Pull out each line of the records holding the string "TypeScript".

(Entries with page source code)
begin

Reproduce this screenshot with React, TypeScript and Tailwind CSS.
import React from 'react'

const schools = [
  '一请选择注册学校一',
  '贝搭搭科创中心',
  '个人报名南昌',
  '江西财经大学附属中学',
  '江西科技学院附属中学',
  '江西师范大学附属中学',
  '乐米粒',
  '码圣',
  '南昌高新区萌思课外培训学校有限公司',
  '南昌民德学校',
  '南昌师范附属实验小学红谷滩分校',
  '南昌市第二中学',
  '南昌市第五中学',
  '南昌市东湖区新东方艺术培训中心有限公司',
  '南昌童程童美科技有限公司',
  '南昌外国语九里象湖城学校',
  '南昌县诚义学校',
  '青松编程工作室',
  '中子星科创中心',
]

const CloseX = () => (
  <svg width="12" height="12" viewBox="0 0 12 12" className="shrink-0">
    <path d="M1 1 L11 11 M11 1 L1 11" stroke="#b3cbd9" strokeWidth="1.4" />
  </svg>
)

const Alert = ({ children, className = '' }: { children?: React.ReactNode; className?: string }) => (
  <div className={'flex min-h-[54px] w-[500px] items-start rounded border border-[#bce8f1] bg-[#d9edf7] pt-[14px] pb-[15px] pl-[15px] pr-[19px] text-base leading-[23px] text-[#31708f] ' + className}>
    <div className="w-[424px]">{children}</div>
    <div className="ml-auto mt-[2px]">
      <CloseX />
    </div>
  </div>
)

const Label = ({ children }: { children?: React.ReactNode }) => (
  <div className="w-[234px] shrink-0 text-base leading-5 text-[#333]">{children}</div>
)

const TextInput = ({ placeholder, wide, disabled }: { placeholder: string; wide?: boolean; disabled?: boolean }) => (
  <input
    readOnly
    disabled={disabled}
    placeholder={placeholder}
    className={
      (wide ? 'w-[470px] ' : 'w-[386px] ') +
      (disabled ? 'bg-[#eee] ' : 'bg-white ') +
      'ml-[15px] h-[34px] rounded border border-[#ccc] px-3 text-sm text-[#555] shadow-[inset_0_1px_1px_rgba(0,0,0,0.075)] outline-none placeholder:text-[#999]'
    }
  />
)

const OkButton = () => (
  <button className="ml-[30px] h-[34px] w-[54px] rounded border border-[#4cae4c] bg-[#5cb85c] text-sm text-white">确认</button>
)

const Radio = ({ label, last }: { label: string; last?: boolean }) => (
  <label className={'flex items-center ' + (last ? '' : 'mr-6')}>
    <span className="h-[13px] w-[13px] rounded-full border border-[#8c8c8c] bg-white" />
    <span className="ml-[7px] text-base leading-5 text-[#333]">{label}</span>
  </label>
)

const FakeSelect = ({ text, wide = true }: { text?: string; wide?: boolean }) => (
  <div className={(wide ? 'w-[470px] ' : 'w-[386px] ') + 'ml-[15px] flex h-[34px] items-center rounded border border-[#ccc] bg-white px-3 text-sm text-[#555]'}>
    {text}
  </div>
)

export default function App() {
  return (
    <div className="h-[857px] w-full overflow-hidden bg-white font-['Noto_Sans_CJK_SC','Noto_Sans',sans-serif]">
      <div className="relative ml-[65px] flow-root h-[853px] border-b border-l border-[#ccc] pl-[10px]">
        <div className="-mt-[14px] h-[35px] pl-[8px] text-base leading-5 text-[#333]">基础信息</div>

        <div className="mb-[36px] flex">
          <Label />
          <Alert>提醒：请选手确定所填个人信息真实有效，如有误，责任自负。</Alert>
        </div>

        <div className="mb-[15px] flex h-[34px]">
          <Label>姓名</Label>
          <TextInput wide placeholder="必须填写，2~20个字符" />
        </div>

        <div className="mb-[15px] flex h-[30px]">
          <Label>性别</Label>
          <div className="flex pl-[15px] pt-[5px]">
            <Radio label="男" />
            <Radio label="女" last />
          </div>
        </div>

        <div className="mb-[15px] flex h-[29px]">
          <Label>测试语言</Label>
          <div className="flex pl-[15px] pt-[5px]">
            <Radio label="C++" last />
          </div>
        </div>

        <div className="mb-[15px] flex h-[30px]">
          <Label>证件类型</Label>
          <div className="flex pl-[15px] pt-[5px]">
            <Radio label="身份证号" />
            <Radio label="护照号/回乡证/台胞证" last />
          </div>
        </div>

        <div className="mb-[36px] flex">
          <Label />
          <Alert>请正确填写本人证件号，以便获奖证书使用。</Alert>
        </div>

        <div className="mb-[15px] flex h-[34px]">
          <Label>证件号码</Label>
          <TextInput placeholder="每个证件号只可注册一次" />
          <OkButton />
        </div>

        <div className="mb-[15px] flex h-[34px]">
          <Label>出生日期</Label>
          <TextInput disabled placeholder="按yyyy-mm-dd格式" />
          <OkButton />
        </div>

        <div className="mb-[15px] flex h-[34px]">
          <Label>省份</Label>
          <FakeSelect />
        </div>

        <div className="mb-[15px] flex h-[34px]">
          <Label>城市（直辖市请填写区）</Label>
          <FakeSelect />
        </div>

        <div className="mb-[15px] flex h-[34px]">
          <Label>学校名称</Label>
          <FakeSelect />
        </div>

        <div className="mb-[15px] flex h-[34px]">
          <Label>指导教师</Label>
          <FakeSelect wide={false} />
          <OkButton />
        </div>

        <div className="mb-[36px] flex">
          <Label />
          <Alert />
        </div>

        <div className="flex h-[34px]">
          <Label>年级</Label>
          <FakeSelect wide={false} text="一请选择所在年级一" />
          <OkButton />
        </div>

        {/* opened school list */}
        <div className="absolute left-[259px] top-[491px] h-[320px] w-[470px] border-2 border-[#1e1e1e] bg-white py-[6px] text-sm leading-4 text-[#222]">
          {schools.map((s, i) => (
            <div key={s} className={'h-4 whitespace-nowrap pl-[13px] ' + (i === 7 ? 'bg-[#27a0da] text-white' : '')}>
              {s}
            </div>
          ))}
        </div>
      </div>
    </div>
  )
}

end
begin

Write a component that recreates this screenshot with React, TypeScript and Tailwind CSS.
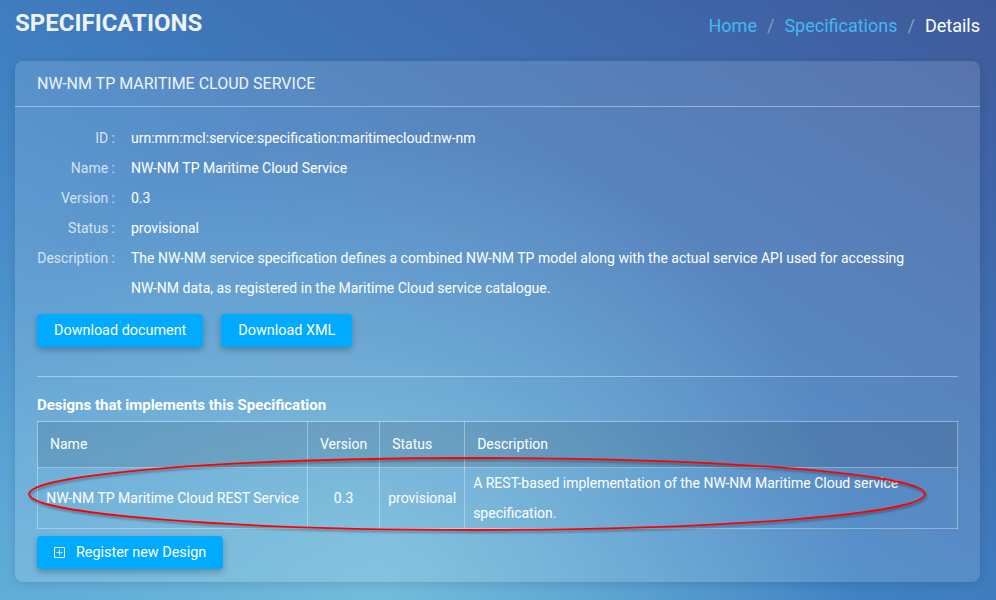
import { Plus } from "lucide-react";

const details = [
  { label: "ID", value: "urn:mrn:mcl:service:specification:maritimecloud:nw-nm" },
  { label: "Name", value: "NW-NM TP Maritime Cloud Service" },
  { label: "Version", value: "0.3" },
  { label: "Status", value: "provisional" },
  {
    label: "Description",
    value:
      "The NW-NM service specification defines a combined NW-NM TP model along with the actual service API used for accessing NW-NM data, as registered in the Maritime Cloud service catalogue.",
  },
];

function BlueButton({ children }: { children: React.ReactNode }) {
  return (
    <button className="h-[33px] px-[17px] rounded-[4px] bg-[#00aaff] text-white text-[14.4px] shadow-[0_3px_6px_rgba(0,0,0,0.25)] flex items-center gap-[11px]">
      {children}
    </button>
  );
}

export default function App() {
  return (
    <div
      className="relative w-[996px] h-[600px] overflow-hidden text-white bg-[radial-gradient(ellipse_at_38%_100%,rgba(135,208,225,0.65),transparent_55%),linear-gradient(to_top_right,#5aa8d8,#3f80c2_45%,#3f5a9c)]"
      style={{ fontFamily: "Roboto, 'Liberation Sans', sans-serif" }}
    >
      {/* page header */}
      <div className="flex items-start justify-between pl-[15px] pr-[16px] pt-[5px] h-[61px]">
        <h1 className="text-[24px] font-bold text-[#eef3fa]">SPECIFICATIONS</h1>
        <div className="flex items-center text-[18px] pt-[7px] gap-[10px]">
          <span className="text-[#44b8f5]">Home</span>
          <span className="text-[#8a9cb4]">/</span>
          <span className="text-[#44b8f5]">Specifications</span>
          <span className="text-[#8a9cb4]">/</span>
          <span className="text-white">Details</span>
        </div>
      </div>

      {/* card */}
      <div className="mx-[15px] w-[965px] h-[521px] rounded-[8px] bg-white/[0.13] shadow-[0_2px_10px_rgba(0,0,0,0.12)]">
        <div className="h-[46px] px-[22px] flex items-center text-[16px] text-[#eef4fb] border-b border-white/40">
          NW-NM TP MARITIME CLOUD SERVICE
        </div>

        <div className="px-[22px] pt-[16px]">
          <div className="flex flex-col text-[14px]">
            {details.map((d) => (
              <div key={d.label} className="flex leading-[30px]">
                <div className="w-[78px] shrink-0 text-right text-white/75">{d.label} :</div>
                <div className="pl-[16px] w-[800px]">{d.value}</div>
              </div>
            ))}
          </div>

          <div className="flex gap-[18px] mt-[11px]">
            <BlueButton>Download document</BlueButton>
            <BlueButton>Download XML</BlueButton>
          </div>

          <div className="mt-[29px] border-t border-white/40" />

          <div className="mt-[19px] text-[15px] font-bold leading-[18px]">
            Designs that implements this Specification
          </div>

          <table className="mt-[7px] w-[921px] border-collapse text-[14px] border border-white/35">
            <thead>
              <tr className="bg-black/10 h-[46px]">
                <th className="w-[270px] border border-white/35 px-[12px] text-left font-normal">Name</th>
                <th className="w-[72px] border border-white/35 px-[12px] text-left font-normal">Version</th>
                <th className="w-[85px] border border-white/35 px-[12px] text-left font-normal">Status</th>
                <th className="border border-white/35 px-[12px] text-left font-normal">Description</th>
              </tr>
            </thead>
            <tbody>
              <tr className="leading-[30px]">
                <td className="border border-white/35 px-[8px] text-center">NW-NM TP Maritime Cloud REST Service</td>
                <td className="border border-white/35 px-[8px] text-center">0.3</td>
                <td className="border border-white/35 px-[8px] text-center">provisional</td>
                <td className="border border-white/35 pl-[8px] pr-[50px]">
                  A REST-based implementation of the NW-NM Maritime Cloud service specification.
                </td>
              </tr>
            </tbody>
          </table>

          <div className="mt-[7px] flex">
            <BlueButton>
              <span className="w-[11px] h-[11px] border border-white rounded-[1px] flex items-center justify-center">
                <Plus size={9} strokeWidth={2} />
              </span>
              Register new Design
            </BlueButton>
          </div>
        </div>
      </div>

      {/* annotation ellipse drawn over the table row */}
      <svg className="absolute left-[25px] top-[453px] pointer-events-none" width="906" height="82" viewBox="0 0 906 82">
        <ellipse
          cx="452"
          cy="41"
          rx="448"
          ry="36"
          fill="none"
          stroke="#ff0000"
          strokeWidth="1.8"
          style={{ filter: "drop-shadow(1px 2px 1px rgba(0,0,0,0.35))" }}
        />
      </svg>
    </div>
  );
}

end

● SOLUTION:
Reproduce this screenshot with React, TypeScript and Tailwind CSS.
Write a component that recreates this screenshot with React, TypeScript and Tailwind CSS.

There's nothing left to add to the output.